Levin, genellikle Tolstoy'un romandaki sözcüsü olarak kabul edilir. Toprak sahibi, içe dönük ve derin düşünceli bir adamdır. Hayatın anlamını, inancı, tarım reformlarını ve gerçek aşkı arar. Anna-Vronsky ilişkisinin yıkıcılığına karşılık, Levin ile Kitty'nin ilişkisi, sadakat, karşılıklı saygı ve manevi bütünlük üzerine kurulu sağlıklı bir evlilik ideali sunar. Levin'in kişisel ve manevi yolculuğu, romanın temel felsefi omurgasını oluşturur.
Genç, saf ve sevecen Kitty, başlangıçta Vronsky'nin cazibesine kapılarak Levin'in evlilik teklifini reddeder. Ancak Vronsky tarafından hayal kırıklığına uğratılması, onun olgunlaşma sürecinin başlangıcıdır. İyileşme sürecinde ve daha sonra Levin ile evliliğinde, güçlü, sadık ve ailesine adanmış bir kadına dönüşür.

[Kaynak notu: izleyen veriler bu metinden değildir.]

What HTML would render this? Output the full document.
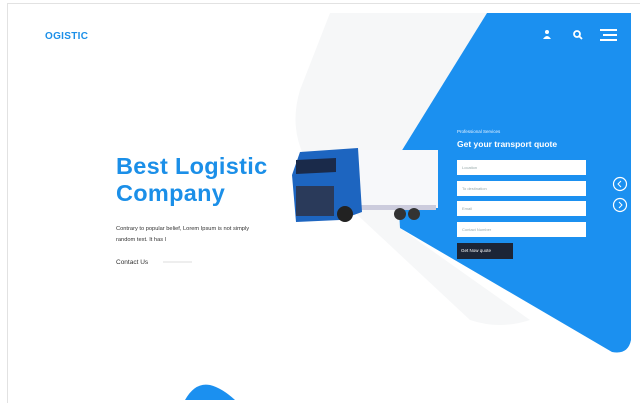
<!DOCTYPE html>
<html><head><meta charset="utf-8"><style>
*{margin:0;padding:0;box-sizing:border-box}
body{width:640px;height:400px;overflow:hidden;background:#fff;position:relative;font-family:"Liberation Sans",sans-serif}
.a{position:absolute}
.inp{position:absolute;left:457px;width:129px;height:15px;background:#fff;font-size:4px;color:#9aa;padding:5px 0 0 5px}
</style></head><body>
<div class="a" style="left:7px;top:3px;width:640px;height:1px;background:#e2e2e2"></div>
<div class="a" style="left:7px;top:3px;width:1px;height:400px;background:#e2e2e2"></div>
<svg class="a" style="left:0;top:0" width="640" height="400">
<path d="M330 13 L487 13 L470 60 L395 160 L400 228 L530 320 Q500 330 470 320 L320 180 Q285 140 300 90 Z" fill="#f6f7f8"/>
<path d="M487 13 L631 13 L631 340 Q628 355 612 352 L400 228 L396 160 Z" fill="#1b90f0"/>
<path d="M185 400 Q195 382 210 385 Q222 388 235 400 Z" fill="#1b90f0"/>
<rect x="358" y="150" width="80" height="58" fill="#f7f8fa"/>
<rect x="358" y="205" width="78" height="5" fill="#ccd"/>
<path d="M300 152 L358 148 L362 212 L340 220 L296 222 L292 175 Z" fill="#1d65c0"/>
<path d="M296 160 L336 158 L336 172 L296 174 Z" fill="#1a2a4a"/>
<rect x="296" y="186" width="38" height="30" fill="#2a3a5a"/>
<circle cx="345" cy="214" r="8" fill="#222"/>
<circle cx="400" cy="214" r="6" fill="#333"/>
<circle cx="414" cy="214" r="6" fill="#333"/>
<circle cx="620" cy="184" r="6.5" fill="none" stroke="#fff" stroke-width="1.2"/>
<circle cx="620" cy="205" r="6.5" fill="none" stroke="#fff" stroke-width="1.2"/>
<path d="M621 181 L618 184 L621 187" fill="none" stroke="#fff" stroke-width="1"/>
<path d="M619 202 L622 205 L619 208" fill="none" stroke="#fff" stroke-width="1"/>
<circle cx="547" cy="32" r="2" fill="#fff"/><path d="M543 39 Q547 33 551 39 Z" fill="#fff"/>
<circle cx="577" cy="34" r="3" fill="none" stroke="#fff" stroke-width="1.8"/><path d="M579 36 L582 39" stroke="#fff" stroke-width="1.8"/>
<path d="M600 30 H617 M603 35 H617 M600 40 H617" stroke="#fff" stroke-width="2"/>
<line x1="163" y1="262" x2="192" y2="262" stroke="#bbb" stroke-width="0.6"/>
</svg>
<div class="a" style="left:45px;top:31px;font-size:10px;font-weight:bold;color:#1b8fe8;letter-spacing:0.3px">OGISTIC</div>
<div class="a" style="left:116px;top:153px;font-size:23.5px;font-weight:bold;color:#1b8fe8;line-height:27px;letter-spacing:0.3px">Best Logistic<br>Company</div>
<div class="a" style="left:116px;top:224px;font-size:5.7px;color:#333;line-height:11px;width:152px">Contrary to popular belief, Lorem Ipsum is not simply random text. It has l</div>
<div class="a" style="left:116px;top:259px;font-size:6.5px;color:#333">Contact Us</div>
<div class="a" style="left:457px;top:129px;font-size:4.5px;color:#e8f3ff">Professional Services</div>
<div class="a" style="left:457px;top:139px;font-size:8.5px;color:#fff;font-weight:bold">Get your transport quote</div>
<div class="inp" style="top:160px">Location</div>
<div class="inp" style="top:181px">To destination</div>
<div class="inp" style="top:201px">Email</div>
<div class="inp" style="top:222px">Contact Number</div>
<div class="a" style="left:457px;top:243px;width:56px;height:16px;background:#1c2536;color:#fff;font-size:4.5px;padding:5px 0 0 4px">Get Now quote</div>
</body></html>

Kitty'nin hikayesi, saflıktan olgunluğa, toplumsal hayallerden gerçek mutluluğa uzanan bir yolculuktur.
Tolstoy, karakterlerini ikili zıtlıklar üzerine inşa eder: Şehir (Petersburg/Moskova) vs Kırsal, Yapay Sosyete vs Doğal Yaşam, Tutku ve İhtiras vs Aile ve Görev, Toplumsal Görünüm vs İçsel Huzur.
Anna, Vronsky ve Karenin üçgeni, ilk grubu (tutku, şehir, yıkım) temsil ederken; Levin, Kitty ve Dolly üçgeni ikinci grubu (sadakat, kırsal, inşa) temsil eder. Bu paralel kurgu, Tolstoy'un romanın açılış cümlesinde özetlediği felsefeyi somutlar: "Mutlu aileler birbirine benzer; her mutsuz aile ise kendi şeklinde mutsuzdur."
Anna Karenina karakterleri, yalnızca bir hikaye anlatmakla kalmaz, aynı zamanda insan ruhunun derinliklerine, toplumun yargılarına ve ahlakın doğasına dair evrensel sorular sorar. Her biri, bugün bile okurları kendine bağlamaya ve düşündürmeye devam eden zamanın ötesinde portrelerdir.